Et un curé du doyenné suggère d’avoir au presbytère des fers à hostie « comme pendant la Révolution, puisque celle-ci menace de revenir ». 

A partir de ces témoignages, nous pouvons dégager deux séries de remarques.

Sur le court terme.
La majorité des curés se situe dans le cadre de la future loi. Ils sont certes inquiets, mais continuent à faire des projets (œuvres, écoles, catéchismes). Une minorité, sûre d’elle, est prête à résister pour susciter une réaction. Le libéralisme de Briand et l’habileté des divers gouvernements (qui permettront par tous les moyens la permanence du culte) feront long feu de cette stratégie.  Le refus des inventaires est partiellement cette réaction que souhaitait le clergé de Montrevault, mais son faible écho prouvera que ces réactions n’avaient aucune efficacité auprès de l’opinion.

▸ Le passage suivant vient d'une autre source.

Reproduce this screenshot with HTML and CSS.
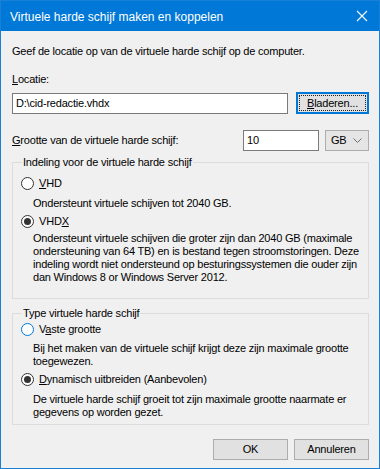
FILE: index.html
```html
<!DOCTYPE html>
<html lang="nl">
<head>
<meta charset="UTF-8">
<meta name="viewport" content="width=device-width, initial-scale=1.0">
<title>Virtuele harde schijf maken en koppelen</title>
<link rel="stylesheet" href="styles.css">
</head>
<body>
<div class="window">
  <div class="titlebar">
    <span class="title">Virtuele harde schijf maken en koppelen</span>
    <svg class="close" width="12" height="12" viewBox="0 0 12 12"><path d="M1 1L11 11M11 1L1 11" stroke="#fff" stroke-width="1.1" fill="none"/></svg>
  </div>

  <div class="content">
    <p class="intro">Geef de locatie op van de virtuele harde schijf op de computer.</p>

    <p class="lbl-loc"><u>L</u>ocatie:</p>
    <div class="row-loc">
      <div class="textbox path">D:\cid-redactie.vhdx</div>
      <div class="btn default"><span class="focus"><u>B</u>laderen...</span></div>
    </div>

    <div class="row-size">
      <span class="lbl-size"><u>G</u>rootte van de virtuele harde schijf:</span>
      <div class="textbox size">10</div>
      <div class="combo">GB
        <svg class="chev" width="9" height="5" viewBox="0 0 9 5"><path d="M0.5 0.5L4.5 4.5L8.5 0.5" stroke="#6d6d6d" fill="none"/></svg>
      </div>
    </div>

    <!-- Indeling -->
    <fieldset class="group g-format">
      <legend>Indeling voor de virtuele harde schijf</legend>
      <div class="radio r-vhd"><span class="dot"></span><span><u>V</u>HD</span></div>
      <p class="desc d-vhd">Ondersteunt virtuele schijven tot 2040 GB.</p>
      <div class="radio r-vhdx"><span class="dot on"></span><span>VHD<u>X</u></span></div>
      <p class="desc d-vhdx">Ondersteunt virtuele schijven die groter zijn dan 2040 GB (maximale<br>ondersteuning van 64 TB) en is bestand tegen stroomstoringen. Deze<br>indeling wordt niet ondersteund op besturingssystemen die ouder zijn<br>dan Windows 8 or Windows Server 2012.</p>
    </fieldset>

    <!-- Type -->
    <fieldset class="group g-type">
      <legend>Type virtuele harde schijf</legend>
      <div class="radio r-fixed"><span class="dot hover"></span><span>V<u>a</u>ste grootte</span></div>
      <p class="desc d-fixed">Bij het maken van de virtuele schijf krijgt deze zijn maximale grootte<br>toegewezen.</p>
      <div class="radio r-dyn"><span class="dot on"></span><span><u>D</u>ynamisch uitbreiden (Aanbevolen)</span></div>
      <p class="desc d-dyn">De virtuele harde schijf groeit tot zijn maximale grootte naarmate er<br>gegevens op worden gezet.</p>
    </fieldset>

    <div class="buttons">
      <div class="btn">OK</div>
      <div class="btn">Annuleren</div>
    </div>
  </div>
</div>
</body>
</html>
```

FILE: styles.css
```css
body{margin:0;font-family:"Liberation Sans",Arial,sans-serif;font-size:11px;letter-spacing:-0.2px;color:#000;background:#fff;}
p{margin:0;}
u{text-decoration:underline;text-underline-offset:1px;}

.window{width:378px;height:467px;border:1px solid #1a7fd6;background:#f0f0f0;overflow:hidden;}
.titlebar{height:30px;background:#0078d7;color:#fff;display:flex;align-items:center;justify-content:space-between;padding:0 10px 0 9px;}
.title{font-size:12px;letter-spacing:0;padding-top:1px;}
.close{margin-right:1px;}

.content{padding:0 10px 0 11px;line-height:15px;}
.intro{padding-top:13px;}
.lbl-loc{margin-top:13px;}

.row-loc{display:flex;align-items:center;gap:8px;margin-top:5px;}
.textbox{background:#fff;border:1px solid #7a7a7a;height:19px;line-height:19px;padding-left:3px;box-sizing:content-box;}
.textbox.path{width:271px;}
.btn{box-sizing:border-box;width:73px;height:21px;border:1px solid #adadad;background:#e1e1e1;display:flex;align-items:center;justify-content:center;}
.btn.default{border:2px solid #0078d7;height:22px;padding:1px;}
.focus{flex:1;align-self:stretch;border:1px dotted #222;display:flex;align-items:center;justify-content:center;}

.row-size{display:flex;align-items:center;gap:6px;margin-top:16px;}
.lbl-size{flex:1;}
.textbox.size{width:71px;}
.combo{box-sizing:border-box;width:44px;height:21px;border:1px solid #adadad;background:#e5e5e5;display:flex;align-items:center;justify-content:space-between;padding:0 6px 0 5px;}

.group{margin:0;border:1px solid #dcdcdc;padding:0 8px 0 8px;min-width:0;}
.group legend{padding:0 1px 0 1px;margin-left:1px;line-height:13px;}
.g-format{margin-top:5px;padding-top:8px;padding-bottom:14px;}
.g-type{margin-top:8px;padding-top:3px;padding-bottom:5px;}

.radio{display:flex;align-items:center;gap:5px;line-height:13px;}
.dot{width:11px;height:11px;border:1px solid #333;border-radius:50%;background:#fff;position:relative;}
.dot.on::after{content:"";position:absolute;left:2px;top:2px;width:7px;height:7px;border-radius:50%;background:#333;}
.dot.hover{border-color:#0078d7;}

.desc{margin-left:12px;line-height:13px;white-space:nowrap;}
.d-vhd{margin-top:7px;}
.r-vhdx{margin-top:5px;}
.d-vhdx{margin-top:4px;}
.d-fixed{margin-top:6px;}
.r-dyn{margin-top:5px;}
.d-dyn{margin-top:7px;}

.buttons{display:flex;justify-content:flex-end;gap:6px;margin-top:14px;}
.buttons .btn{width:75px;}
```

Sur le court terme, on attend plus de clarté de la part de l’évêque.

Sur le long terme. 
Remarquons que nous entendons des prêtres déjà relativement âgés, mais non les abbés des années 1890, qui veulent aller » vers le peuple » et qui remplissent les salles des congrès ecclésiastiques de Reims et de Bourges.

    Un clivage fort entre ceux qui sont prêts à s’appuyer sur les laïcs –les même en général qui pensent que les cercles, les œuvres de jeunes gens sont utiles- … et ceux qui refusent cet appel aux laïcs, soit par principe (attachement à leur autorité, au principe hiérarchique), soit par scepticisme sur leurs populations (cela ne pourra fonctionner ici).
    Un clergé, qui malgré ses réticences, ses états d’âme, est prêt, pour sauver ses œuvres, ses écoles, à se confier aux notables, aux châteaux, sans trop en discuter les orientations (voir la confusion constamment faite entre presse catholique et presse conservatrice). 

    Un clergé méconnaissant largement la capacité de ses fidèles à se mobiliser, à s’organiser. Pas seulement à court terme dans l’agitation contre les inventaires, mais à plus long terme, et bien plus profondément, dans les œuvres catholiques qui vont prendre leur essor dans le nouveau contexte.